## Information shown

________

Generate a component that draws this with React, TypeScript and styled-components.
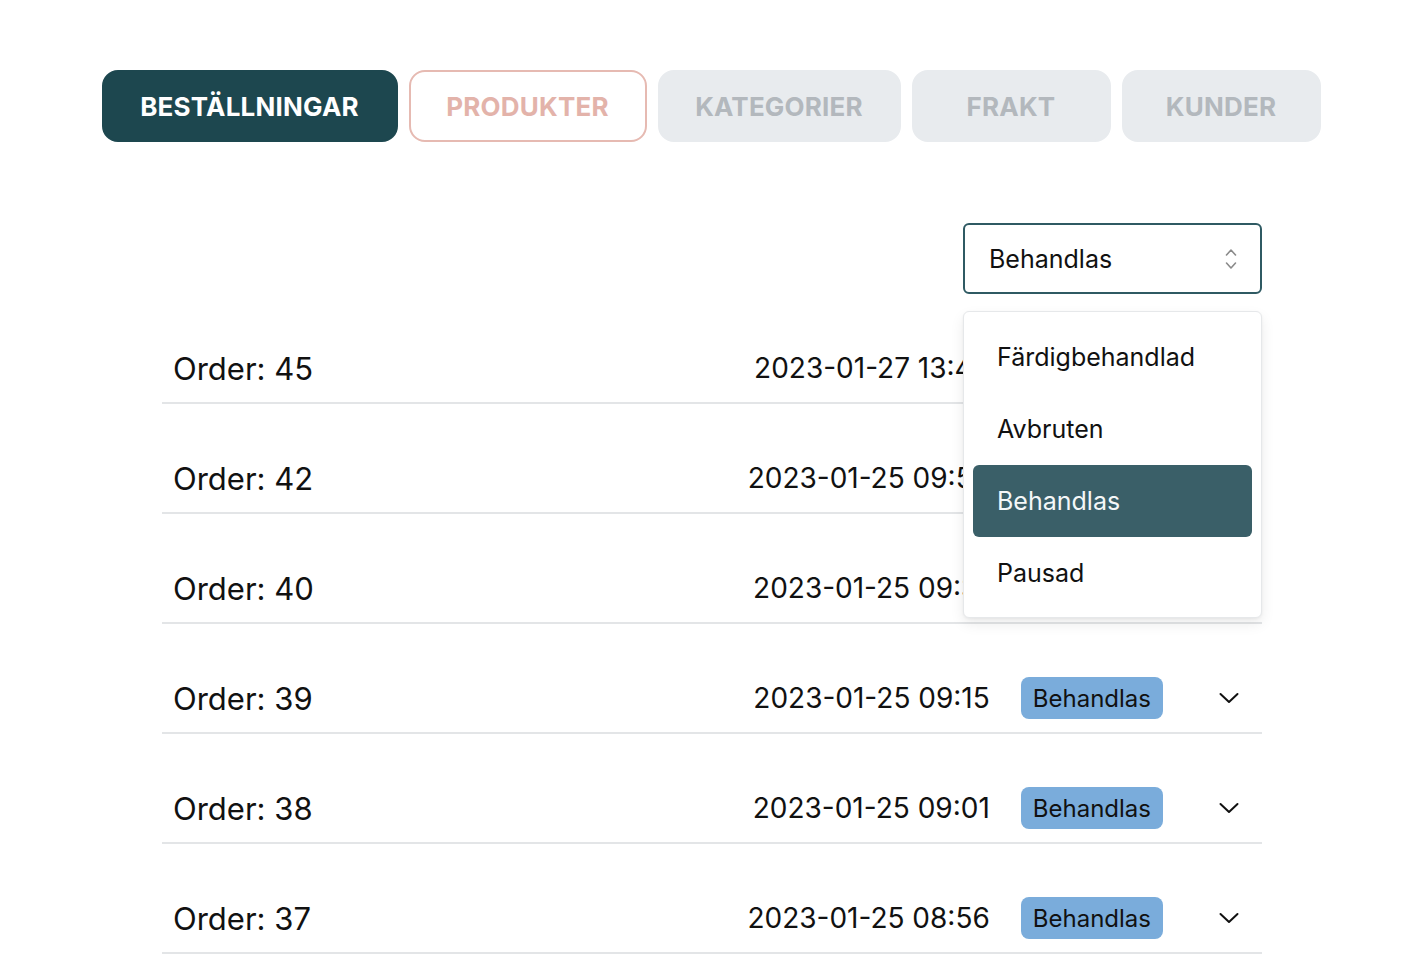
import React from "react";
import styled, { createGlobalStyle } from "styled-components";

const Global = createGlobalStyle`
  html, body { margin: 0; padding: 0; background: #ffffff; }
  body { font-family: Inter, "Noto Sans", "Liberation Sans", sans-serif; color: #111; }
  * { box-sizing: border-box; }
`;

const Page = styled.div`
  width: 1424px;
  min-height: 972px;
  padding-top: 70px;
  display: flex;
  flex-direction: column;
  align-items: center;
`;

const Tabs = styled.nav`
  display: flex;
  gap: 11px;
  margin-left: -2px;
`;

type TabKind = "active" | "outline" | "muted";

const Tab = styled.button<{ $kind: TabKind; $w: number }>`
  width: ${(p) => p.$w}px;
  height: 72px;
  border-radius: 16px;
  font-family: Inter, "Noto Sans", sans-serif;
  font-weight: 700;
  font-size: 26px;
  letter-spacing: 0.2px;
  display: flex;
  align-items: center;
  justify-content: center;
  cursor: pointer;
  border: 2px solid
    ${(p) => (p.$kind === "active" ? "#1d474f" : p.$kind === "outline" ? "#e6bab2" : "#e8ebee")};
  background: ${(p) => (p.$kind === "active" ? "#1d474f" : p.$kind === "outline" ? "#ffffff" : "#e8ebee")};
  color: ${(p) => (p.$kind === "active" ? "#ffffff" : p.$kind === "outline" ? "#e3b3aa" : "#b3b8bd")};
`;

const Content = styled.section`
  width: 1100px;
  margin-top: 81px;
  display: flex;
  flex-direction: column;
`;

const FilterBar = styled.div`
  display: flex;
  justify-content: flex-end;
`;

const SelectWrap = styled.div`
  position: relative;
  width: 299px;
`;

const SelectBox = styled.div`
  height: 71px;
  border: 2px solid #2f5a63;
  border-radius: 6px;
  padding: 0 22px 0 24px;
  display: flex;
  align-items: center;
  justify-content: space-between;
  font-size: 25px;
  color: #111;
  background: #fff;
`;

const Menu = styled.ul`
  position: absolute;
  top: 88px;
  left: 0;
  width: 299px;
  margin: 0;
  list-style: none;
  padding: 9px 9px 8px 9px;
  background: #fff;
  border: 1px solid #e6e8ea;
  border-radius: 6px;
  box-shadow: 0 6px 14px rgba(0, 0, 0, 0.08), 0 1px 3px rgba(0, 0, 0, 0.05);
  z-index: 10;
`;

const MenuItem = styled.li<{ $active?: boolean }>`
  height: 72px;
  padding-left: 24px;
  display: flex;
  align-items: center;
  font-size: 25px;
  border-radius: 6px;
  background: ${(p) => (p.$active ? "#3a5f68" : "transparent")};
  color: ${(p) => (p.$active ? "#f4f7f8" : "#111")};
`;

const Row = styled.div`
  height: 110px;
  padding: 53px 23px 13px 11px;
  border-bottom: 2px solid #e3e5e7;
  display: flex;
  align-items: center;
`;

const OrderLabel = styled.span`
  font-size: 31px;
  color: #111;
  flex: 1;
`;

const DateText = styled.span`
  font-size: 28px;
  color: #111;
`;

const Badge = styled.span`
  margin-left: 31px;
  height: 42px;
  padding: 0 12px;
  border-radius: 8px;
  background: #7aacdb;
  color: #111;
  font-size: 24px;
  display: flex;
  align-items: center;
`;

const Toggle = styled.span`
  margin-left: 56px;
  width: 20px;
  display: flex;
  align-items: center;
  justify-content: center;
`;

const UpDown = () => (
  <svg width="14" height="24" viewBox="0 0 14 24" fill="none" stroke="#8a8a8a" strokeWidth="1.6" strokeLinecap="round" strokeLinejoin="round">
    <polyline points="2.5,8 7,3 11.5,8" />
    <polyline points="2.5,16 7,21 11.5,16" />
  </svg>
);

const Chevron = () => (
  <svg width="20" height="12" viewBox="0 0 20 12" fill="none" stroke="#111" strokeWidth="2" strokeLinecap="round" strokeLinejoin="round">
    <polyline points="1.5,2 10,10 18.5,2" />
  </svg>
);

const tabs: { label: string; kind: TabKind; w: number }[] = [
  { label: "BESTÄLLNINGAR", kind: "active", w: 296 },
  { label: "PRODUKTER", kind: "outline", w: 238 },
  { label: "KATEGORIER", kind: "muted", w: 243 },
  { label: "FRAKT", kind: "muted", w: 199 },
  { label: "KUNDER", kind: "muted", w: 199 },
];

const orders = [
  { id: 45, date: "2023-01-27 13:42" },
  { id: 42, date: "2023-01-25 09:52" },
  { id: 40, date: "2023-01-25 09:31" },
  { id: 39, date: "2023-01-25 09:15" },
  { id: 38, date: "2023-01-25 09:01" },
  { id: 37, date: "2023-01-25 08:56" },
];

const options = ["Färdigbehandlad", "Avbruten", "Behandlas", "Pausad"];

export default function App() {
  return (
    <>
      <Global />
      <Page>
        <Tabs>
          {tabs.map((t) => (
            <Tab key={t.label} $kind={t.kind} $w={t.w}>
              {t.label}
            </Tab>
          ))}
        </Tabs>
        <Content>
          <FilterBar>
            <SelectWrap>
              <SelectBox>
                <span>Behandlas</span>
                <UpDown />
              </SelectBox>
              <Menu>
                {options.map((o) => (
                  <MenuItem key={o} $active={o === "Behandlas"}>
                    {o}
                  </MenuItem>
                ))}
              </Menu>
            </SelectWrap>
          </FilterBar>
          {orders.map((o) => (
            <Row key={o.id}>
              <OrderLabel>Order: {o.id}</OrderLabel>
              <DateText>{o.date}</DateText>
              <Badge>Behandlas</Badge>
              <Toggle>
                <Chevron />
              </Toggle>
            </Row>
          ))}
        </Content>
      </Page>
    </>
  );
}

________

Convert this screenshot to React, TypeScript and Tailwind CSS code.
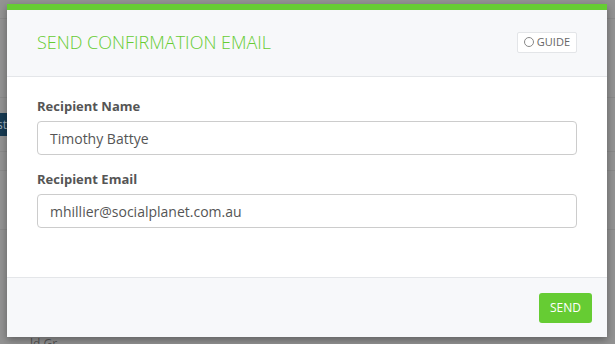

________

## Your instructions
Pick out each line containing the string "TypeScript" and copy it.

## Solution below
Generate a component that draws this with React, TypeScript and styled-components.
Convert this screenshot to React, TypeScript and Tailwind CSS code.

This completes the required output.